私の知り合いに、「あの時にすっくと立ち上がって衆目を集めたい、それだけのために医者になりたい」と言っている奴がいます。
ちなみに彼は他の点では、医者より良い稼ぎをしているし、特に医者に憧れることはないそうです。
 
では、はたして、彼が仮に医師免許を持っていたとして、手を上げることができるでしょうか。

機体は高度3万フィート、巡航速度で飛行していました。
機の後方よりの座席にいた乗客が胸痛を訴えました。
そして、スチュワーデスが、例のアナウンスをしたわけです。
それに応じてビジネスクラスの初老の乗客が名乗りを上げました。
機内には、医療関係者が乗り合わせることを前提にある程度の治療ができる装備が用意されています。
診断に関しては、この場合、胸の痛がる程度、左肩への放散痛、冷や汗などから心筋梗塞を思い浮かべるのは容易でした。
 
しかし、その病は善良な老医師の専門分野ではありませんでした。心筋梗塞など青年研修医であった遠い昔に診た記憶しかありませんでした。毎月送られてくる日本医師会雑誌にあった胸痛の特集記事を思い出しつつ、
できる限りの手当てを施したのですが、不幸にもその乗客は亡くなってしまいました。
 
後日、その医師のもとに送られてきた手紙は、遺族からの感謝のものではなく、適切な処置を誤ったことに対する損害賠償を請求するものでした。
業務上過失致死で刑事告発こそはされなかったが、善意が招いた結果に対して、老医師は心労を強いられることとなったのでした。

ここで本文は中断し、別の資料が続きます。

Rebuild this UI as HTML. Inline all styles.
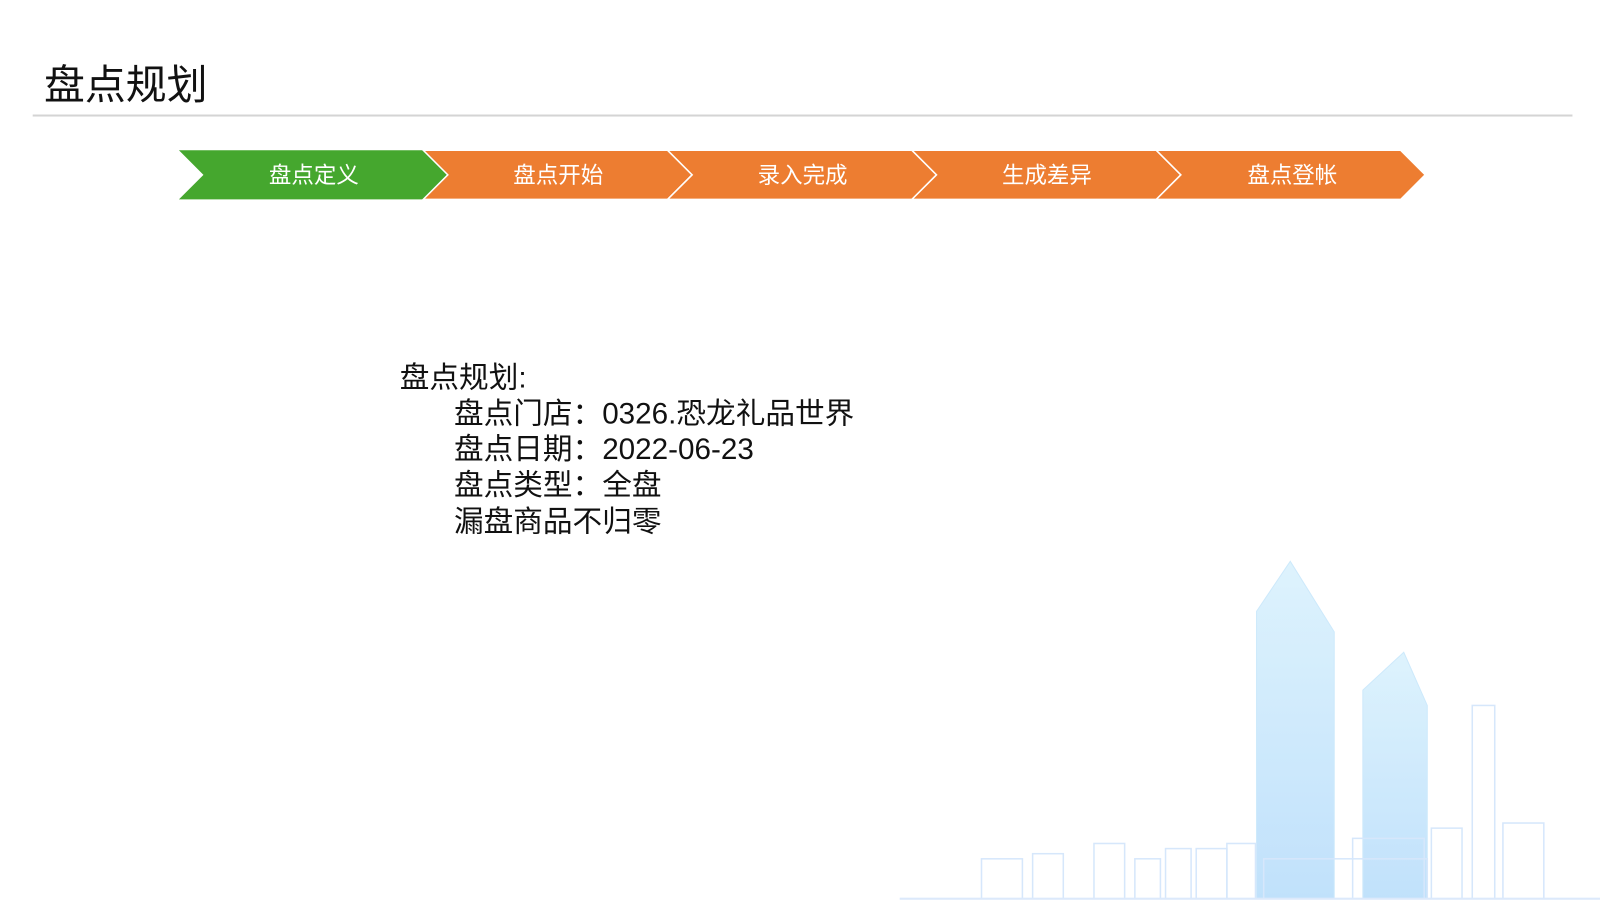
<!DOCTYPE html>
<html><head><meta charset="utf-8"><style>
body{margin:0;width:1600px;height:900px;background:#fff;overflow:hidden;position:relative;font-family:"Liberation Sans","Noto Sans CJK SC",sans-serif}
#w{position:absolute;left:0;top:0;width:1565px;height:880px;transform:scale(1.0224);transform-origin:0 0}
.t{position:absolute;left:43px;top:58px;font-size:40px;color:#111;line-height:52px}
.hr{position:absolute;left:32px;top:112px;width:1506px;height:2px;background:#d4d4d4}
.b{position:absolute;font-size:29px;color:#111;line-height:35px}
</style></head><body><div id="w">
<div class="t">盘点规划</div>
<div class="hr"></div>
<svg style="position:absolute;left:0;top:0" width="1565" height="880">
<defs><linearGradient id="g" x1="0" y1="0" x2="0" y2="1"><stop offset="0" stop-color="#d8f1fd"/><stop offset="1" stop-color="#b6dcfb"/></linearGradient></defs>
<polygon points="175,147 414,147 438,171 414,195 175,195 199,171" fill="#45a72e"/>
<g fill="#ed7d31" stroke="#fff" stroke-width="1.5">
<polygon points="414,147 653,147 677,171 653,195 414,195 438,171"/>
<polygon points="653,147 892,147 916,171 892,195 653,195 677,171"/>
<polygon points="892,147 1131,147 1155,171 1131,195 892,195 916,171"/>
<polygon points="1131,147 1370,147 1394,171 1370,195 1131,195 1155,171"/>
</g>
<g font-size="22" fill="#fff" text-anchor="middle" font-family="Liberation Sans,Noto Sans CJK SC,sans-serif">
<text x="307" y="179">盘点定义</text><text x="546" y="179">盘点开始</text><text x="785" y="179">录入完成</text><text x="1024" y="179">生成差异</text><text x="1264" y="179">盘点登帐</text>
</g>
<g opacity="0.85">
<polygon points="1229,598 1262,549 1305,618 1305,880 1229,880" fill="url(#g)" stroke="#c5e6fb"/>
<polygon points="1333,675 1373,638 1396,690 1396,880 1333,880" fill="url(#g)" stroke="#c5e6fb"/>
<g fill="none" stroke="#cfe3fb" stroke-width="1.5">
<rect x="1236" y="840" width="160" height="40"/><rect x="1323" y="820" width="70" height="60"/>
<rect x="1400" y="810" width="30" height="70"/><rect x="1440" y="690" width="22" height="190"/>
<rect x="1470" y="805" width="40" height="75"/>
<rect x="1070" y="825" width="30" height="55"/><rect x="1110" y="840" width="25" height="40"/><rect x="1140" y="830" width="25" height="50"/><rect x="1170" y="830" width="30" height="50"/><rect x="1200" y="825" width="28" height="55"/>
<rect x="1010" y="835" width="30" height="45"/><rect x="960" y="840" width="40" height="40"/>
</g>
<rect x="880" y="878" width="700" height="3" fill="#d6e6fb"/>
</g>
</svg>
<div class="b" style="left:391px;top:353px">盘点规划:</div>
<div class="b" style="left:444px;top:388px">盘点门店：0326.恐龙礼品世界</div>
<div class="b" style="left:444px;top:423px">盘点日期：2022-06-23</div>
<div class="b" style="left:444px;top:458px">盘点类型：全盘</div>
<div class="b" style="left:444px;top:494px">漏盘商品不归零</div>
</div></body></html>
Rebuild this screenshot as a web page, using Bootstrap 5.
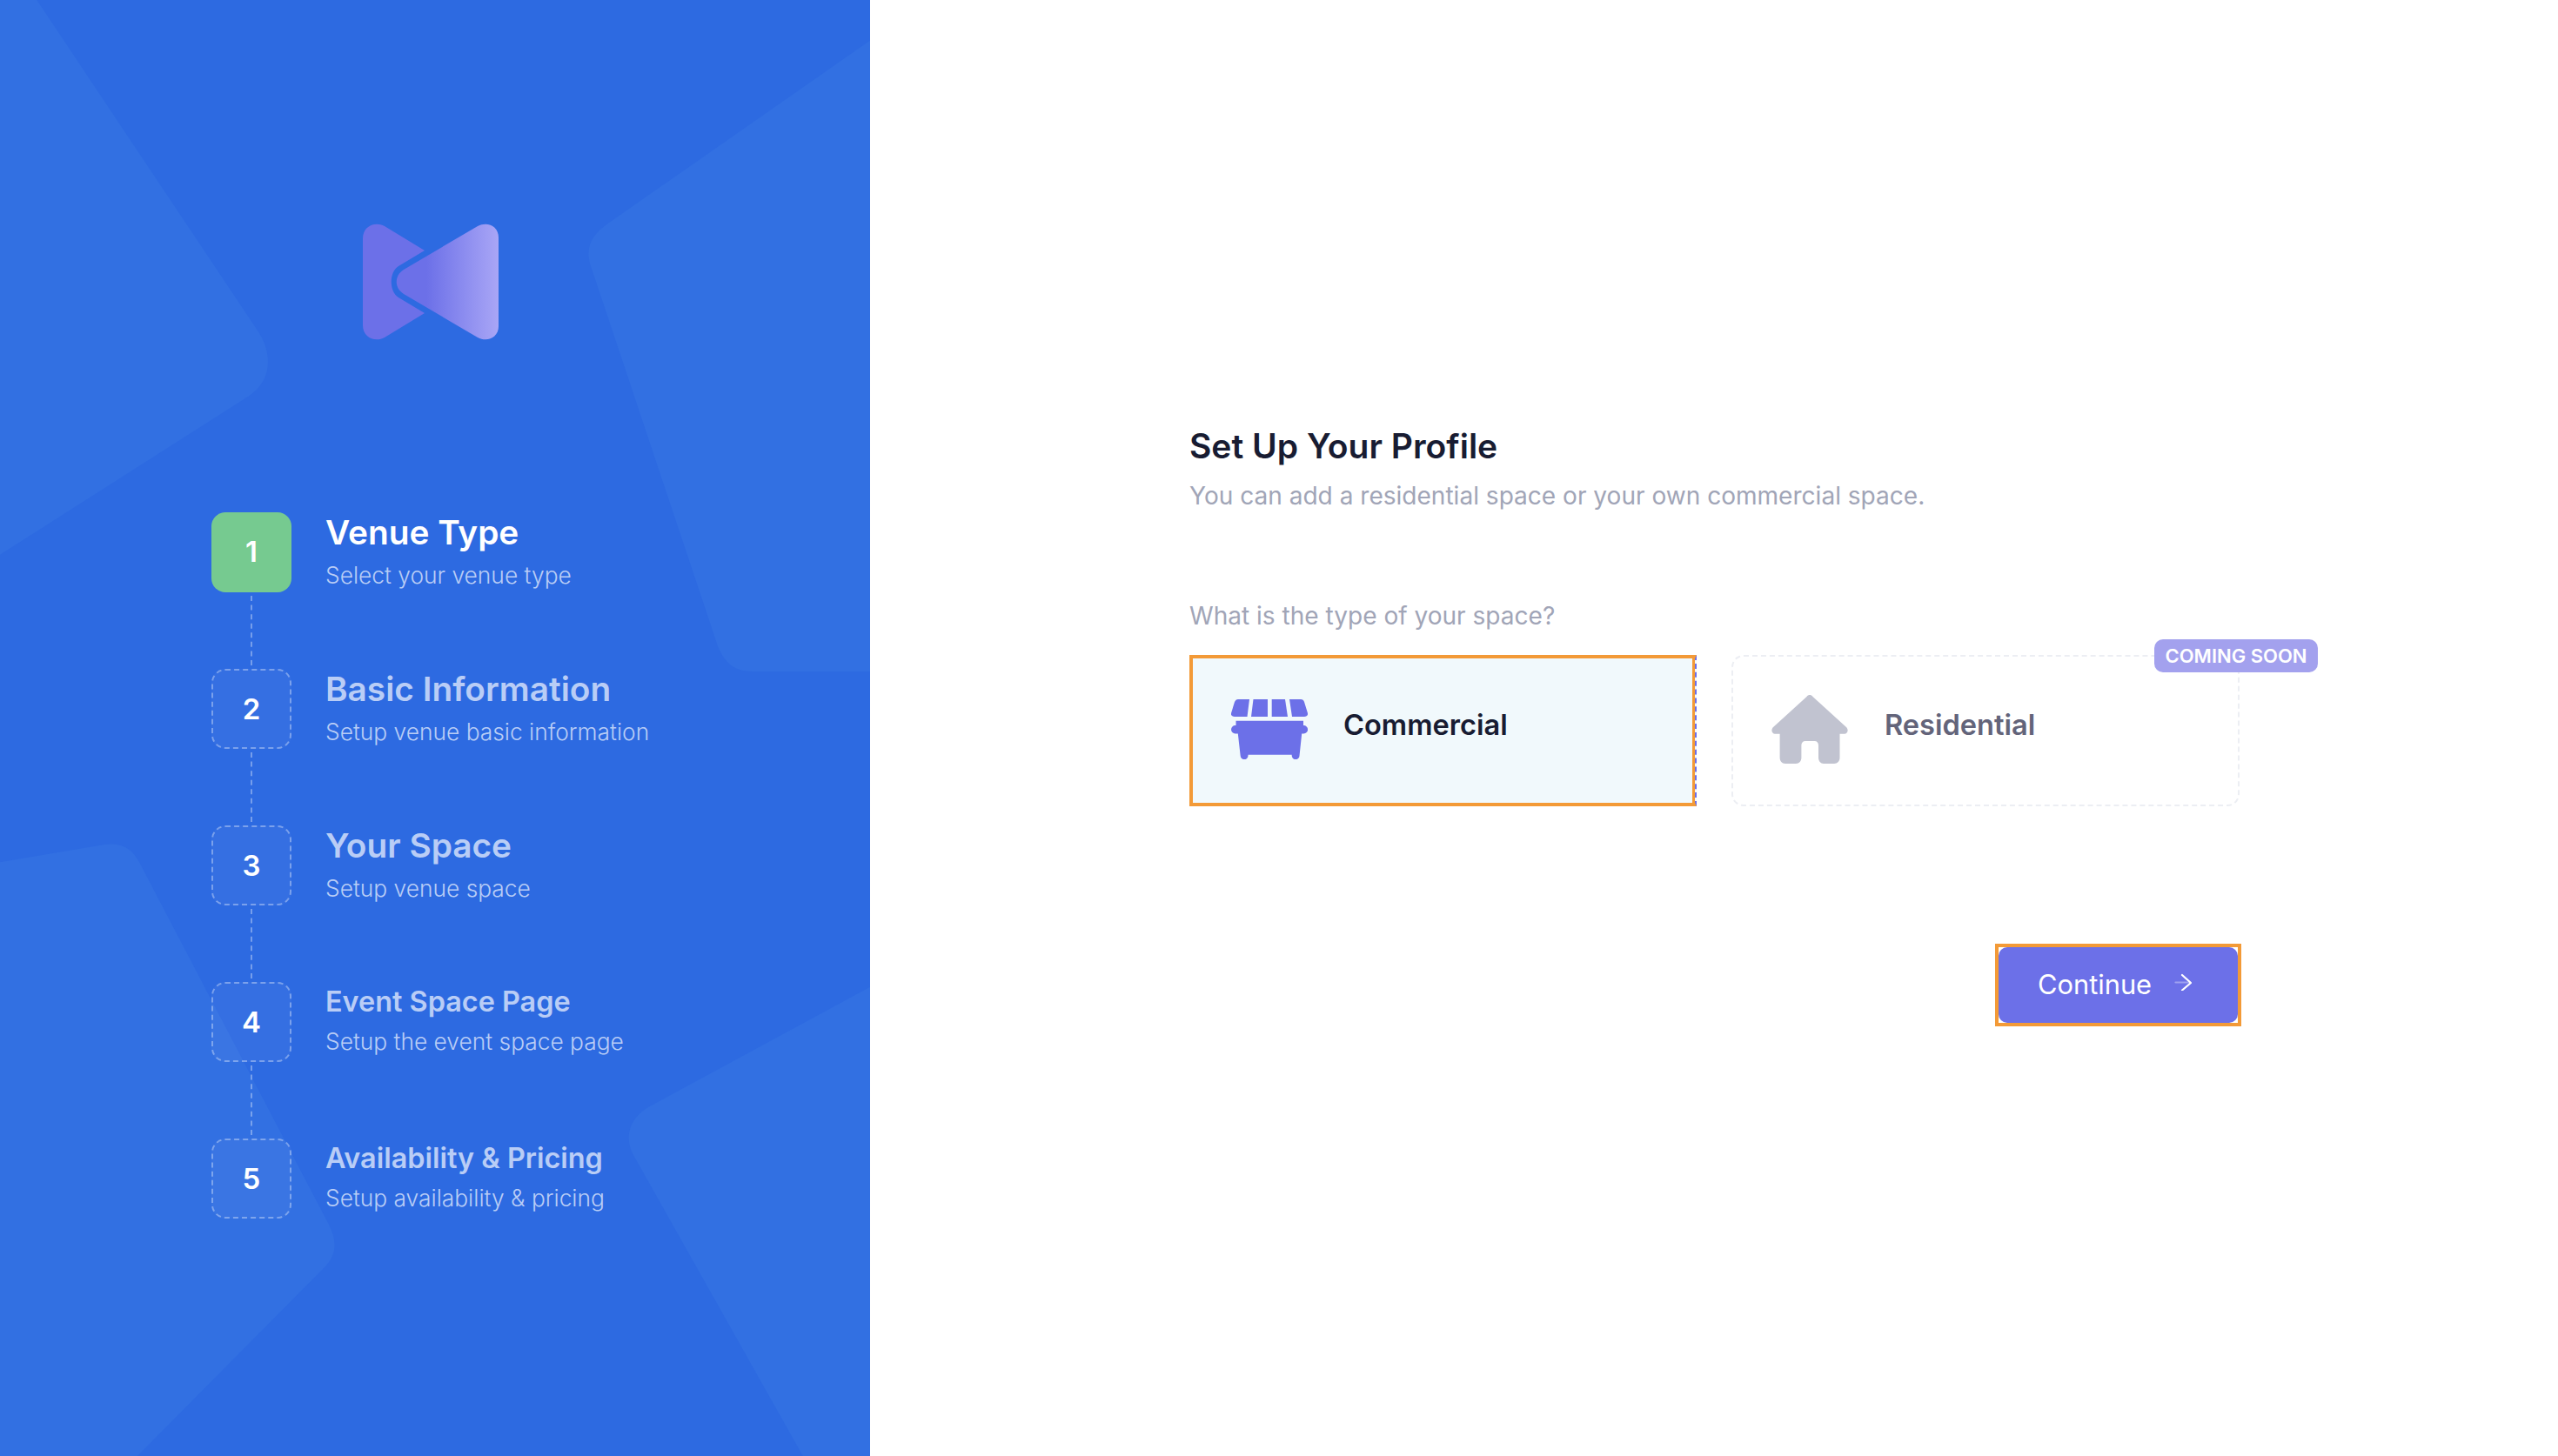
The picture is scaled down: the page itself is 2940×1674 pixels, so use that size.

実際、現役医師に対して行われたアンケートによると、機内でのドクターコールに応じるかどうかという点について、半数以上が応じられないと回答し、その理由として、結果責任を問われる恐れがあるからと答えています。

善意で行われた行為に損害を求める人間がいるのなら、法律で免責をきちっと規定しておくべきだと思います。

えっ、私ですか。
もちろん、手を上げます。
実際、アラスカ上空で、「ひきつけ」をおこした子供を診たこともありますし、新幹線を緊急停止させたこともあります。
この間は、名阪国道で前方3台の玉突き事故に遭遇し、家族と一緒に緊急処置をしました。

なぜか、いろんな場面に遭遇します。
知らない土地を歩いていても、よく道を訊ねられることと関係があるのでしょうか?